LAS VEGAS: The head of NASA's famed Jet Propulsion Laboratory (JPL) took to the stage on Thursday to share the wisdom he has picked up over years of overseeing the agency's wildly successful Mars exploration programme.
Brian Muirhead told an audience of security professionals that his success has come from an environment that tempered big risks with relentless testing, preparation and creativity.
Serving as chief engineer at the JPL in Pasadena, California, Muirhead has helped to lead the teams that built, launched and landed the Sojourner, Spirit and Curiosity Mars rovers among numerous other missions to the red planet.
In doing so, Muirhead has helped to spearhead an era in which the US Space Agency has undertaken ambitious new missions while operating in shorter timeframes and on smaller budgets. That process, says Muirhead, has required a management style that places a premium on creativity and precision.

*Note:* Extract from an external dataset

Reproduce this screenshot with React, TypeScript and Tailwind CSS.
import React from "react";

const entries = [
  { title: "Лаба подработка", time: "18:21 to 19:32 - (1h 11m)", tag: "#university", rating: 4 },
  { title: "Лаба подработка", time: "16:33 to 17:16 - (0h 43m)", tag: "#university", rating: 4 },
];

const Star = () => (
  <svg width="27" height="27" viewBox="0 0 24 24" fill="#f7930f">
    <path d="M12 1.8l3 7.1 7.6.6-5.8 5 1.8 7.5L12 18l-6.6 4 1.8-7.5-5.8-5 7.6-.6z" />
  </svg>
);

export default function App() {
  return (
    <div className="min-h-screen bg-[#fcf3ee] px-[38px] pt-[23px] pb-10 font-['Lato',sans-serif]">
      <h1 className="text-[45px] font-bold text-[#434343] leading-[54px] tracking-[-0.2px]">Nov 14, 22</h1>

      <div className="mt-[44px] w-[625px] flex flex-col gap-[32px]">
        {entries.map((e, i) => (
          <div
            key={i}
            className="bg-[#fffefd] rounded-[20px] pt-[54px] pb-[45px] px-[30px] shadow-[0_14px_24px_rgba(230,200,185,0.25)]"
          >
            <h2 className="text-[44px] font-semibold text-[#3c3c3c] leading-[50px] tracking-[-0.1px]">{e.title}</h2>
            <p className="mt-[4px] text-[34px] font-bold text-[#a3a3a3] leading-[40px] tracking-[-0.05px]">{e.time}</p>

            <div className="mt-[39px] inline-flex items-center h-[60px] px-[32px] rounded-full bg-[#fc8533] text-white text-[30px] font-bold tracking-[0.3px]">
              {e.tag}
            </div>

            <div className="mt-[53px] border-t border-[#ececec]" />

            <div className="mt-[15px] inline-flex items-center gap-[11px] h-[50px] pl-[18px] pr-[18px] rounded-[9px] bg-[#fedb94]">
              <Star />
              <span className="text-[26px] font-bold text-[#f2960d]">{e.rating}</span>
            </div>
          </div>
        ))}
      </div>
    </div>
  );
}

Muirhead said that many of the breakthroughs in the mission have come from building a staff based not on IQ, but on EQ (Emotional Intelligence Quotient) – a combination of drive, judgement and resilience, which will allow engineers to develop and follow through on new technologies.
“I'm looking for EQ, I'm looking for people with that drive and passion,” he explained.
Risk management also played a major role in the missions. The descent of the 900kg Curiosity rover consisted of a complex series of manoeuvres, which were famously billed as “seven minutes of terror”.
To help temper that risk, Muirhead and his team stuck to an extensive testing regime, ensuring that the many phases and components of the lander and rover were able to function under multiple scenarios.
“We let ourselves know, we let the management know and we let the public know that we've done everything we can do,” he said. “But there is still inherent risk in what we do.”
Muirhead himself sees management as a mixture of both maintaining a team and making their jobs easier to do, a concept he refers to as "grease and glue".
“Glue keeps the team together, which is important, but I think more importantly its the grease, we break the barriers, we cut the red tape.”